A paint widely used on the hulls of pleasure boats 40 years ago was blamed yesterday for an environmental disaster in the Norfolk Broads.

Although the anti-fouling paint containing tributylin (TBT) was banned from inland waters in 1987, the Broads' "fragile ecosystem remains shattered", according to researchers from UCL. …

Now, for the first time, the paint originally introduced to keep barnacles off the hulls of merchant ships has been identified as a principal culprit in destroying the Broads' ecosystem and leaving its water green with algae.

Dr Carl Sayer, of the UCL Environmental Change Research Centre, who co-led the study, said: "For too long, TBT has been neglected as a driver of environmental destruction in freshwater wetlands. Even though it is no longer in use in UK inland waterways, TBT contamination and its negative effects are still being reported all over the world. …

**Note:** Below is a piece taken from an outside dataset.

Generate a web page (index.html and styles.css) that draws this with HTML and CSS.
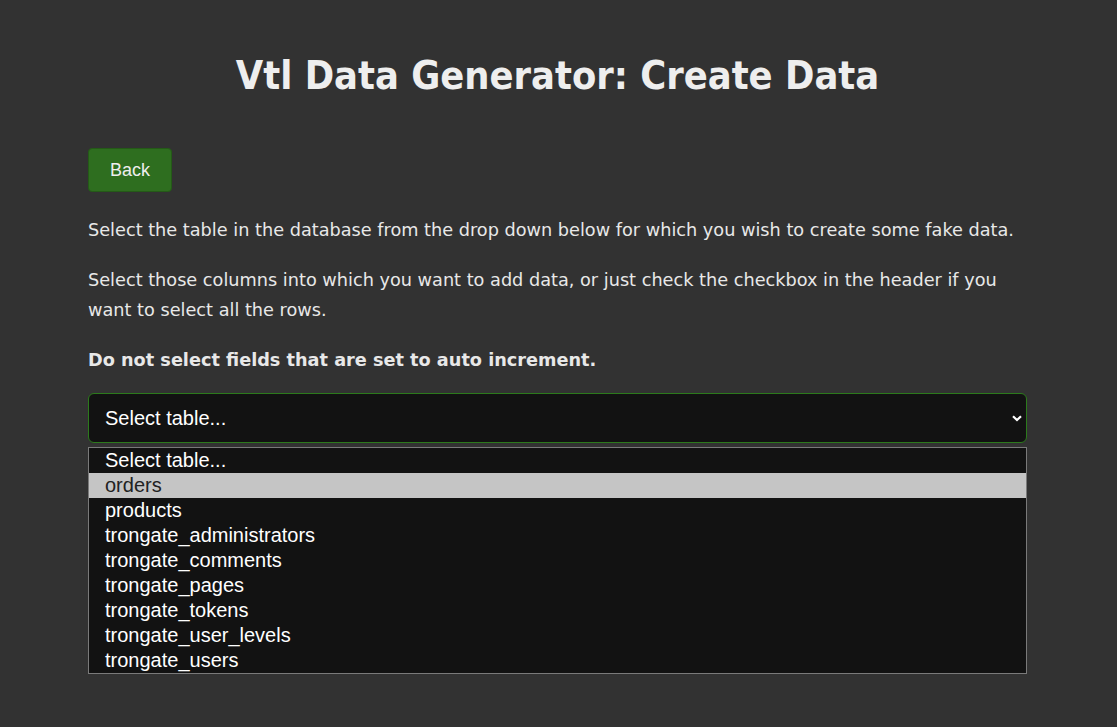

"The irony is that the paint was designed to stop barnacles attaching to boats - which you don't get in freshwater. By simply lifting boats out of the water once a year and using a bit of elbow grease, one of Britain's areas of outstanding natural beauty might still be intact rather than on the long road to recovery." …

Dr Sayer added that real concerns had been raised about TBT derived from industrial and ship-breaking activities in several major river systems, including the Ganges, Brahmaputra and Yangtze, all of which were connected to shallow lakes.

"In the case of the Yangtze, the linked shallow lakes are some of the largest in the world and, like the Broads, have experienced problems with plant loss on a large scale," he said.